LSU tests sorghum hybrids to fight sugarcane aphid

In Delta Farm Press

Entomologists believe some grain sorghum varieties are more tolerant of sugarcane aphids than others. But they’re not sure which ones are a fit for being designated as resistant or tolerant and which ones aren’t.

That’s why researchers at the LSU AgCenter are conducting trials with grain sorghum varieties that are believed to be resistant at the Northeast Research Station at St. Joseph and other locations, according to David Kerns, who is based at the Macon Ridge Research Station in Winnsboro, La

“What we’re doing is looking at the efficiency of some of the hybrids that may or may not have some resistance to this pest; whether it’s tolerant or whatever,” said Dr. Kerns, who shared a stop with Sebe Brown, Extension entomologist with the LSU AgCenter’s Northeast Region, at the Northeast Research Station Field Day.

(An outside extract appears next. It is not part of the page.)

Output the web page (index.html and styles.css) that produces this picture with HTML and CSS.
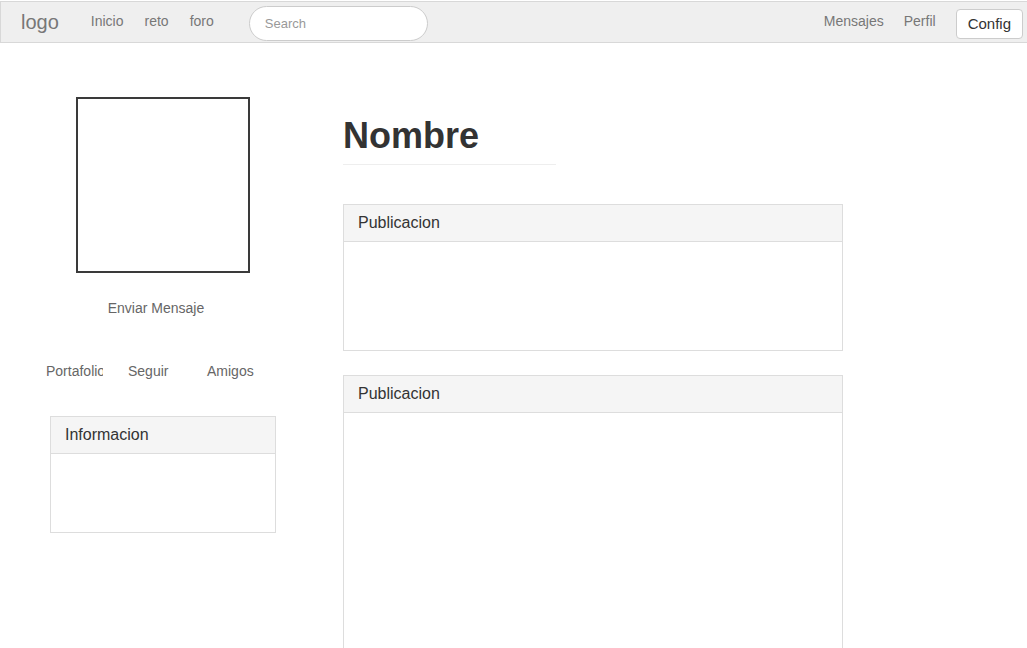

“We have 18 hybrids, a known susceptible and a known resistant hybrid. It’s not a commercial hybrid. It came out of a breeder’s program. So we have two things that we know how they’re going to respond because we looked at them last year.”

The other varieties or hybrids in the test have “some suspicion” of resistance to sugarcane aphids, said Kerns.

“Now all the companies will tell you ‘we think they’re tolerant; we just don’t know to what degree,” he said. “We don’t know at what level we still need to treat it, etc., etc.”

In the test, each hybrid will be planted in split plots. “We will let one-half of the plot be eaten by aphids, and we will spray the other half and keep it aphid-free,” said Dr. Kerns. “For each hybrid, we will have a direct comparison of the impact of aphids on a supposedly resistant line vs. one that we’ve kept free. So maybe we can help quantify how much resistance is in those hybrids.”

LSU AgCenter researchers are also studying economic thresholds for when to spray or not spray sugarcane aphids, on seed treatment efficacy and at other alternatives to the insecticides currently being used to control the aphids.

One of the concerns is how well the current products are controlling the pest. “I can tell you now based on very limited data – I’m not ready to make it more than it is – the populations we’re seeing tend to be slightly less susceptible to the products we looked at last year,” says Kerns.

On the other hand, some consultants and growers have said the sugarcane aphid populations don’t seem to be hitting grain sorghum as hard as they did last year.

“There are reasons for that,” says Kerns. “No. 1 we’ve had some torrential rains and wind to go along with them that tend to wash the insects off the plants. No. 2 the beneficials are doing a lot more for us this year than they did last year.

“If you’ll look you’ll see little black specks on this leaf,” said Kerns, displaying a long leaf blade from a milo plant. Those are parasitized aphids. There’s a little wasp that stings these aphids, and a little maggot will develop in that aphid.”